Start

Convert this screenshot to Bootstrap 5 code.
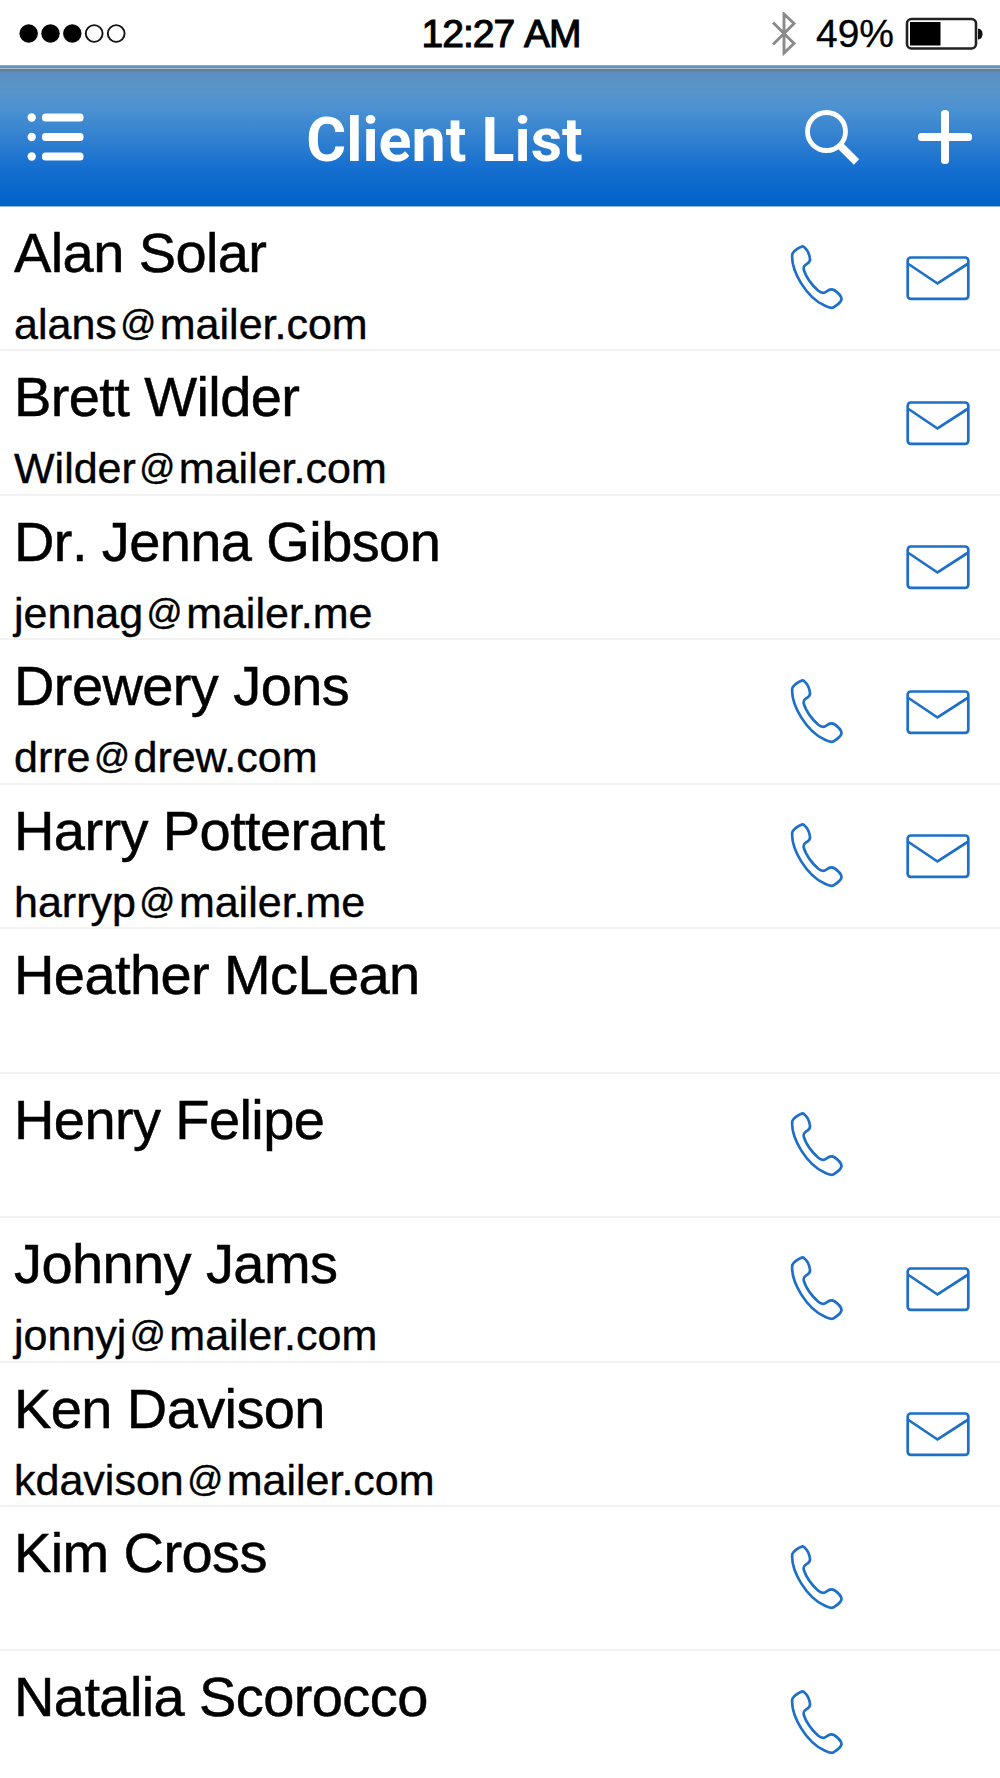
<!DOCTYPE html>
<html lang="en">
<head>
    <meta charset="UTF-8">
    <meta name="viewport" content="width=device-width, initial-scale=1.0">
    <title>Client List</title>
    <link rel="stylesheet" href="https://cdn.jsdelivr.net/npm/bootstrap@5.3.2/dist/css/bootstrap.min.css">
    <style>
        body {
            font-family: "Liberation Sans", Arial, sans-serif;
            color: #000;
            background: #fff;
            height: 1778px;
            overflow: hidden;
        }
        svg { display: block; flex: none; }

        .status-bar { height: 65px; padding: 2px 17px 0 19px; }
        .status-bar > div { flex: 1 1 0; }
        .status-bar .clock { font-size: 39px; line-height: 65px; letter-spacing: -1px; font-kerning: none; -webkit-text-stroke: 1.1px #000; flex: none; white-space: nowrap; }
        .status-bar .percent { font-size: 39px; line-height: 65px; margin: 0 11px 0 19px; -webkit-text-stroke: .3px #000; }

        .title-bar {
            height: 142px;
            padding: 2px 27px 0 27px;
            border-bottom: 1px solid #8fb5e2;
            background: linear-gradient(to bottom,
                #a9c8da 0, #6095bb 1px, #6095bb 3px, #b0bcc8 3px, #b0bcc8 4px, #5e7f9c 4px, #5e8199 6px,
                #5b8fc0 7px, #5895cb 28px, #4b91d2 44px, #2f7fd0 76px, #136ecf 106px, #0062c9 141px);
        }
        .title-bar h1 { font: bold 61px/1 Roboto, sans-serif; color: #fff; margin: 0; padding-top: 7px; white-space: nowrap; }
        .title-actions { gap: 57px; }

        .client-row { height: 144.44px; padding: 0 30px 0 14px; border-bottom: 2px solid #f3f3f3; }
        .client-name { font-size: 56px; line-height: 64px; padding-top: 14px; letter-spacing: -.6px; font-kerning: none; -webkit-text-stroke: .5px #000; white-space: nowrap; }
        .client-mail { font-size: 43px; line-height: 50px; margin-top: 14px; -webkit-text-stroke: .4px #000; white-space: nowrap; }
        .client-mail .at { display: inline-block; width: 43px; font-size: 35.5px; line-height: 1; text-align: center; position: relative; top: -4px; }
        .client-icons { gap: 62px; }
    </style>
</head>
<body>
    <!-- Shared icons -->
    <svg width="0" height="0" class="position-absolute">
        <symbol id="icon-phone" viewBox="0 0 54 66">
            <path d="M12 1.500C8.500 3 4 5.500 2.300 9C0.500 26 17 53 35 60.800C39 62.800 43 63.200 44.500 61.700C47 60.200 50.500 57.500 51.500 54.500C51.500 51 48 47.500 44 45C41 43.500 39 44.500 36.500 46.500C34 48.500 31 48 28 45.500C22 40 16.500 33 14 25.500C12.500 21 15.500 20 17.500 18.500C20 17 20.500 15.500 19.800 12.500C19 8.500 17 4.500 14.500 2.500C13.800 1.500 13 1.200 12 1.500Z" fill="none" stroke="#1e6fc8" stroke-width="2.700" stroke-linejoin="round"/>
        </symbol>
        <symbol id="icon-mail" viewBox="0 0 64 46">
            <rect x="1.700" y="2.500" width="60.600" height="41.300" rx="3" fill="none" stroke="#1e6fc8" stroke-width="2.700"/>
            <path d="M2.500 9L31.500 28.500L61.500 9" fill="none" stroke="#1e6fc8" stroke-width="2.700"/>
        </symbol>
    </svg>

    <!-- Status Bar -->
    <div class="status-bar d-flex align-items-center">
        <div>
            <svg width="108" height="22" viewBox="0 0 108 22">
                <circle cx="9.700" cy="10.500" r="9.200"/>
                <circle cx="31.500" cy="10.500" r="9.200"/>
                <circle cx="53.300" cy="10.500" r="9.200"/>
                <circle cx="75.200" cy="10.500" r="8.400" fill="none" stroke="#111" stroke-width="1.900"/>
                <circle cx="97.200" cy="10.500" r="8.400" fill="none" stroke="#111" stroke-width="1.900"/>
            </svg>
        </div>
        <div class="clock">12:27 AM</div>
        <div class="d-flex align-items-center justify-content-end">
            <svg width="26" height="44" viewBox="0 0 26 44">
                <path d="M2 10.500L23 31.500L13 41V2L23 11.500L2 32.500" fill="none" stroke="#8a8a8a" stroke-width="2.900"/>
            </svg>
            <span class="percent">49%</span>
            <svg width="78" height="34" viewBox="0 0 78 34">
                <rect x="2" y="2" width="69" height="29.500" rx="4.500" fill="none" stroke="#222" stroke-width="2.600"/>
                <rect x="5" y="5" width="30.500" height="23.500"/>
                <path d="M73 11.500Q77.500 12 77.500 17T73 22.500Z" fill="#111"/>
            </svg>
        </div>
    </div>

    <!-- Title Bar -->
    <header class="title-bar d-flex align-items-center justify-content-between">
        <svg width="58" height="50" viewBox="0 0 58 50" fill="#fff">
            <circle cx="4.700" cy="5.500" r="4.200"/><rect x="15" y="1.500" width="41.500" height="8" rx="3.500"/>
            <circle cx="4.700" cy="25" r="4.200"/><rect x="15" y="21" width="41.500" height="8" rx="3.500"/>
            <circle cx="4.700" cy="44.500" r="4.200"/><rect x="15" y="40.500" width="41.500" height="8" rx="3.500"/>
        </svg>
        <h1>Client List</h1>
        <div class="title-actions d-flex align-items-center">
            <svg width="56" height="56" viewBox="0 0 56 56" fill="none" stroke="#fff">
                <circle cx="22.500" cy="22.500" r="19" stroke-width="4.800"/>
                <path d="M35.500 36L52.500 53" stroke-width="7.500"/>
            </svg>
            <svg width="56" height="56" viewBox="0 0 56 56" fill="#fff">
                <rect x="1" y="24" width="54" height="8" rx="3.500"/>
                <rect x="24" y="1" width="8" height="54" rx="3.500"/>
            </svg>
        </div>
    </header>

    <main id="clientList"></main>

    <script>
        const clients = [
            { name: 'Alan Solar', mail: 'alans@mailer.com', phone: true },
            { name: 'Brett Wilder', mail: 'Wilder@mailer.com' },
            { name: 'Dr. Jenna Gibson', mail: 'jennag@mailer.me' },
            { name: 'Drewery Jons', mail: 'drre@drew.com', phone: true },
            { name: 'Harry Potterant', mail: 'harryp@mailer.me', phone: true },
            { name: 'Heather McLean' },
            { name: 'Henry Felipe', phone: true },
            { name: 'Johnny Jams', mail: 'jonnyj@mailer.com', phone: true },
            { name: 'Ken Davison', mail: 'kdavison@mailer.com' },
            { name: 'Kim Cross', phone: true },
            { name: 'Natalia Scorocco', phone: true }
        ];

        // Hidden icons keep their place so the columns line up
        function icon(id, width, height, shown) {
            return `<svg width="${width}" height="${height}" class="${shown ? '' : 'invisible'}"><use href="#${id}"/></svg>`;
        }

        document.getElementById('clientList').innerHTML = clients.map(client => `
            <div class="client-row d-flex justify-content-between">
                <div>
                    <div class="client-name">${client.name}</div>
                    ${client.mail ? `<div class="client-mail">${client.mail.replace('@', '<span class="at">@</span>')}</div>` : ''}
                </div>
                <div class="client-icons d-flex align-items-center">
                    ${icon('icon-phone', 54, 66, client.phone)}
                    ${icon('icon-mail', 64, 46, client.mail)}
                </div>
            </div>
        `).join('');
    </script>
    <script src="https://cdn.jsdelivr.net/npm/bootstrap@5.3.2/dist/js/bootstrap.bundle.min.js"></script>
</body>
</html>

End
Start

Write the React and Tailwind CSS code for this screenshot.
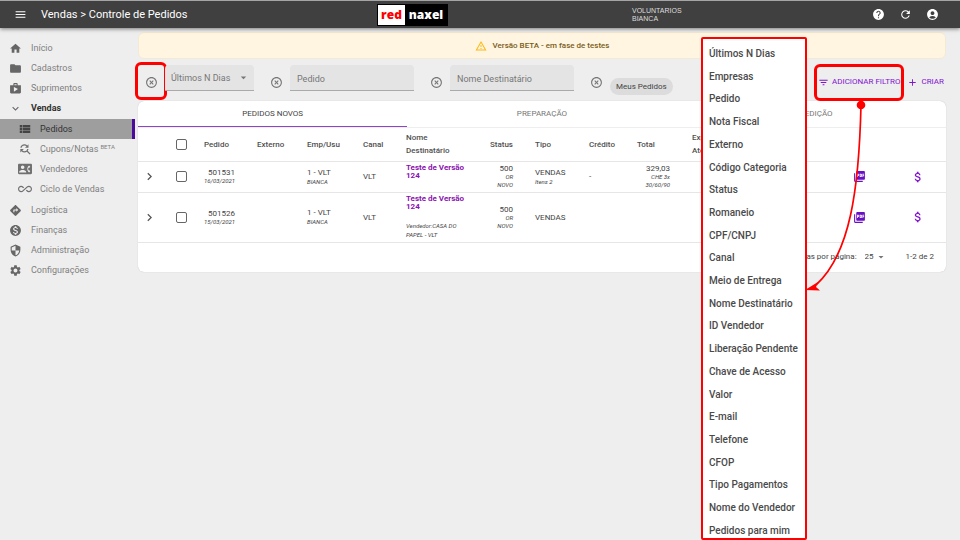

End

§ **The problem**
Begin at the line that has "Convert this screenshot to Bootstrap 5 code.", stop after the line that has "65px; margin: 0", and reproduce every line between them exactly and nothing else. Pictures stay out of the copy.

§ **Completed task**
Convert this screenshot to Bootstrap 5 code.
<!DOCTYPE html>
<html lang="en">
<head>
    <meta charset="UTF-8">
    <meta name="viewport" content="width=device-width, initial-scale=1.0">
    <title>Client List</title>
    <link rel="stylesheet" href="https://cdn.jsdelivr.net/npm/bootstrap@5.3.2/dist/css/bootstrap.min.css">
    <style>
        body {
            font-family: "Liberation Sans", Arial, sans-serif;
            color: #000;
            background: #fff;
            height: 1778px;
            overflow: hidden;
        }
        svg { display: block; flex: none; }

        .status-bar { height: 65px; padding: 2px 17px 0 19px; }
        .status-bar > div { flex: 1 1 0; }
        .status-bar .clock { font-size: 39px; line-height: 65px; letter-spacing: -1px; font-kerning: none; -webkit-text-stroke: 1.1px #000; flex: none; white-space: nowrap; }
        .status-bar .percent { font-size: 39px; line-height: 65px; margin: 0 11px 0 19px; -webkit-text-stroke: .3px #000; }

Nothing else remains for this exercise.